[Nummer 277]
Voor de lezers
van de redactie
Afgaande op de niet aflatende hoeveelheid historische en literaire teksten over, en verfilmingen van middeleeuwse legendes en verhalen die de afgelopen paar jaar het licht zagen en op de publieke belangstelling voor tentoonstellingen over onderwerpen als heiligenverering en relikwieverering, spreekt de middeleeuwse cultuur en levenswijze anno 2001 nog steeds tot de verbeelding. In dat beeld passen ook de hoge verkoopcijfers van studies als Dromen van Cocagne van Herman Pleij en Maerlants wereld van Frits van Oostrum - beiden hoogleraar in de middeleeuwse literatuur. Op de middelbare scholen in Nederland neemt de ruimte die aan de literatuur en cultuur van de Middeleeuwen kan worden besteed echter gaandeweg af.
De redactie van BZZLLETIN vroeg zich af welke plaats er in het literaire en culturele klimaat anno 2001 nog bestaat voor de literatuur en cultuur van de Middeleeuwen en vroeg academici, literatoren en uitgevers naar hun mening.

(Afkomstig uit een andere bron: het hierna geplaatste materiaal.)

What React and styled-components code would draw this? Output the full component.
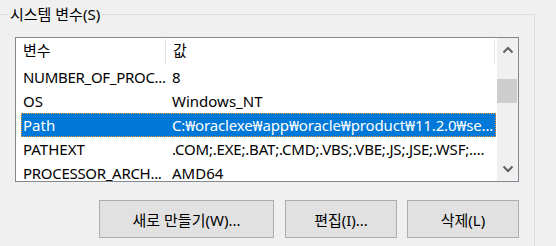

Yves van Kempen trekt in zijn inleidend artikel enkele lijnen vanuit de literatuur van de Middeleeuwen naar de literatuur van nu en komt tot verrassende parallellen.
Ron Elshout bekeek voor dit nummer aan de hand van een recent verschenen proefschrift welke ruimte er binnen het middelbaar onderwijs wordt ingeruimd voor de middeleeuwse letterkunde en Joris van Groningen vroeg verschillende uitgevers met een Middeleeuwenfonds naar de achtergronden voor hun uitgeefbeleid. ledere tijd heeft zijn eigen Middeleeuwen, zo lijkt het, en ieder haalt uit middeleeuwse thema's en verhalen wat van zijn gading is. Dat blijkt onder meer uit het opstel van historicus Ronald van Kesteren, die het Middeleeuwenbeeld reconstrueerde van de negentiende-eeuwse auteur Chateaubriand. Dat een contemporain auteur zich gesteld ziet voor geheel ándere problemen bij het concipiëren en schrijven van een roman die speelt in de Middeleeuwen, spreekt duidelijk uit de bijdrage van Jacques Kruithof. Henri Sepers zich liet zich voor zijn romans direct inspireren door middeleeuwse teksten. Van beide romanciers namen we een romanfragment op.
Rein Bloem keek opnieuw naar de liederen van enkele middeleeuwse troubadours en Olaf Zwetsloot nam de middeleeuwse liedcultuur als uitgangspunt voor een vergelijking met hedendaagse dichter/zangers. Beeldend kunstenaar Esther Polak vergeleek de wijze waarop middeleeuwse kunstenaars probeerden te komen tot de suggestie van driedimensionaliteit met het Renaissance-perspectief, dat ze uiteindelijk in navolging van de postmoderne kunstfilosofie ontmaskert als de ‘metafoor voor de zoektocht naar eenduidige waarheid’.
Ludo Jongen beschrijft in zijn bijdrage de Hollywood-visie op de Middeleeuwen en Willem Kuiper keek naar de manier waarop nieuwe media zoals het internet (kunnen) worden ingezet bij de studie van middeleeuwse teksten.